What struck me about this speech, however, was what he had to say about the sources of rising inequality. Much of our political and pundit class remains devoted to the notion that rising inequality, to the extent that it’s an issue at all, is all about workers lacking the right skills and education. But the president now seems to accept progressive arguments that education is at best one of a number of concerns, that America’s growing class inequality largely reflects political choices…. And because the president was willing to assign much of the blame for rising inequality to bad policy, he was also more forthcoming than in the past about ways to change the nation’s trajectory, including a rise in the minimum wage, restoring labor’s bargaining power, and strengthening, not weakening, the safety net.

And there was this:

When it comes to our budget, we should not be stuck in a stale debate from two years ago or three years ago.  A relentlessly growing deficit of opportunity is a bigger threat to our future than our rapidly shrinking fiscal deficit.

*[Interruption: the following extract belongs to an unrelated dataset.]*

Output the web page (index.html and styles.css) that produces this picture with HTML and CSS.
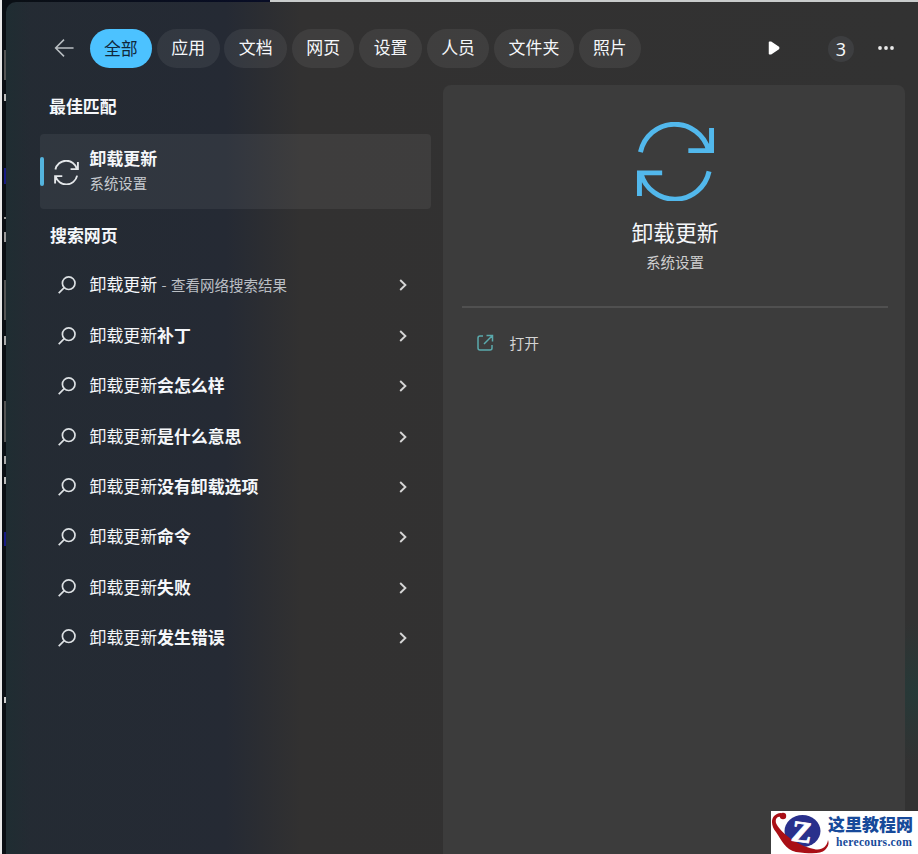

Finally! Our political class has spent years obsessed with a fake problem–worrying about debt and deficits that never posed any threat to the nation’s future — while showing no interest in unemployment and stagnating wages. Mr. Obama, I’m sorry to say, bought into that diversion. Now, however, he’s moving on.

Still, does any of this matter?… Ideas matter, even if they can’t be turned into legislation overnight. The wrong turn we’ve taken in economic policy–our obsession with debt and “entitlements,” when we should have been focused on jobs and opportunity–was, of course, driven in part by the power of wealthy vested interests. But it wasn’t just raw power. The fiscal scolds also benefited from a sort of ideological monopoly: for several years you just weren’t considered serious in Washington unless you worshipped at the altar of Simpson and Bowles.

Now, however, we have the president of the United States breaking ranks….

So don’t believe the cynics. This was an important speech by a president who can still make a very big difference.